*Exercise aim:* Skip all pictures, then copy the lines from the start of the data through the line with "const [nets, setNets]", keeping both ends.

======

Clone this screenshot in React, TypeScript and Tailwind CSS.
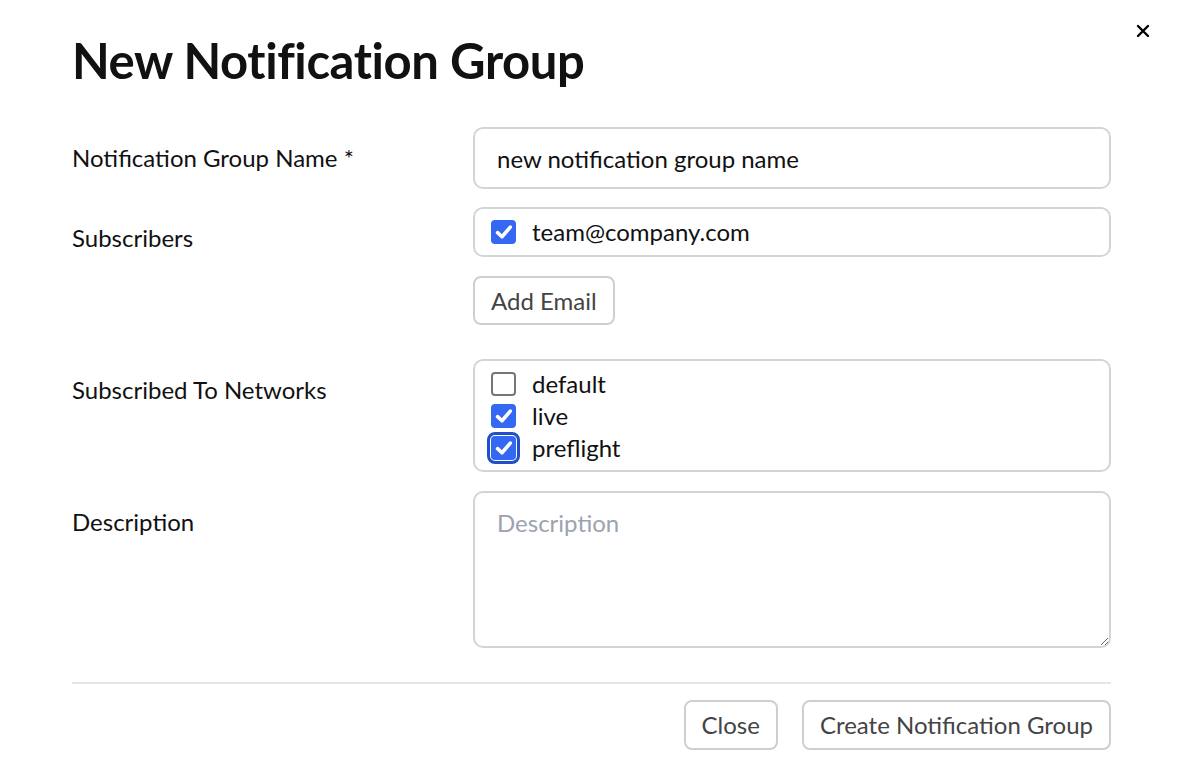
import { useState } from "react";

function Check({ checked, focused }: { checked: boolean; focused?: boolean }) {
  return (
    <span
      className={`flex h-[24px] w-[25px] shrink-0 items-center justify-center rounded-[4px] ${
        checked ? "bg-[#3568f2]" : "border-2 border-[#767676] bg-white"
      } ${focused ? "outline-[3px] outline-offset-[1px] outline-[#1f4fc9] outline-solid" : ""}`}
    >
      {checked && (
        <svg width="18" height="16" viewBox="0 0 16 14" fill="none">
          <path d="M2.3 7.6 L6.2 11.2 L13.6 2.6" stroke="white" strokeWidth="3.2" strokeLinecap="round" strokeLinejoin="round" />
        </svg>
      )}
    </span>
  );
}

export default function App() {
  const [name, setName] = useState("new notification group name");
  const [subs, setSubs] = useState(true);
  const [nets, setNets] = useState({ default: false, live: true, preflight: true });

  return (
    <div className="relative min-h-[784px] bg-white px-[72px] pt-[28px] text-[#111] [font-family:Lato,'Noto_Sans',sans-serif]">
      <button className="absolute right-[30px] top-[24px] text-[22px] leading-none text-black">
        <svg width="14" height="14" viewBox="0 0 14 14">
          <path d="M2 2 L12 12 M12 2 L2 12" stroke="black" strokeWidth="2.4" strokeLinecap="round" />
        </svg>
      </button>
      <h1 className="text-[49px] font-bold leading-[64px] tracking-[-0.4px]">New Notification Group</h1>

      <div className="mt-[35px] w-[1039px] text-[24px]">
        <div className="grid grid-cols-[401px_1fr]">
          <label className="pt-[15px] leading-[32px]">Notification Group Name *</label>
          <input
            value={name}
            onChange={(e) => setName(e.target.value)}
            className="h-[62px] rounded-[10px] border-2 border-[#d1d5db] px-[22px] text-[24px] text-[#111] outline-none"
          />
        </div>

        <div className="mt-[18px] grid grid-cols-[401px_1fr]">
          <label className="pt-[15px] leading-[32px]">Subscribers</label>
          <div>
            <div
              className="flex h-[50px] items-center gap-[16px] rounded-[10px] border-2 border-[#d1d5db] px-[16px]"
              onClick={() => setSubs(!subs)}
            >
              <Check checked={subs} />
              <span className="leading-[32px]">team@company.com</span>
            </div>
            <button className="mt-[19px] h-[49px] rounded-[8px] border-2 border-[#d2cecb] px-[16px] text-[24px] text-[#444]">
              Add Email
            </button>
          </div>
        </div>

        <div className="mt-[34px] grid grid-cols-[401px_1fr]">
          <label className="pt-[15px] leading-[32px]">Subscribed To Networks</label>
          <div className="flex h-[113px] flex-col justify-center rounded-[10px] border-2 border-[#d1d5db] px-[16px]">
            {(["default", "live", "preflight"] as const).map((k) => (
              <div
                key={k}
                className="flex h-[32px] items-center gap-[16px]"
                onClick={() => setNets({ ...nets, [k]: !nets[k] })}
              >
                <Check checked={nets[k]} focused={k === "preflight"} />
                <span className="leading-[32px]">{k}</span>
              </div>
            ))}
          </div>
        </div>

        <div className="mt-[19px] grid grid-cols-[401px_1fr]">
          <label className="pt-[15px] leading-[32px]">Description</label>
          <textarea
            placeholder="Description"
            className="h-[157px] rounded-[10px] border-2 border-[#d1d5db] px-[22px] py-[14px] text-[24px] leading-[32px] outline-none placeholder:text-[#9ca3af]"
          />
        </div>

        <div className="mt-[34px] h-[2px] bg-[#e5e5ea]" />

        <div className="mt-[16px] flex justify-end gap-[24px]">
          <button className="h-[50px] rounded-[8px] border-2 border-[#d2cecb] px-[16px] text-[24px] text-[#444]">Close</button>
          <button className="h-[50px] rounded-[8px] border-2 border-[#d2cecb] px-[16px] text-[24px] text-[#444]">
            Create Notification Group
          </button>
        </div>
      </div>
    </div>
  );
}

======

*Answer in full:*
Clone this screenshot in React, TypeScript and Tailwind CSS.
import { useState } from "react";

function Check({ checked, focused }: { checked: boolean; focused?: boolean }) {
  return (
    <span
      className={`flex h-[24px] w-[25px] shrink-0 items-center justify-center rounded-[4px] ${
        checked ? "bg-[#3568f2]" : "border-2 border-[#767676] bg-white"
      } ${focused ? "outline-[3px] outline-offset-[1px] outline-[#1f4fc9] outline-solid" : ""}`}
    >
      {checked && (
        <svg width="18" height="16" viewBox="0 0 16 14" fill="none">
          <path d="M2.3 7.6 L6.2 11.2 L13.6 2.6" stroke="white" strokeWidth="3.2" strokeLinecap="round" strokeLinejoin="round" />
        </svg>
      )}
    </span>
  );
}

export default function App() {
  const [name, setName] = useState("new notification group name");
  const [subs, setSubs] = useState(true);
  const [nets, setNets] = useState({ default: false, live: true, preflight: true });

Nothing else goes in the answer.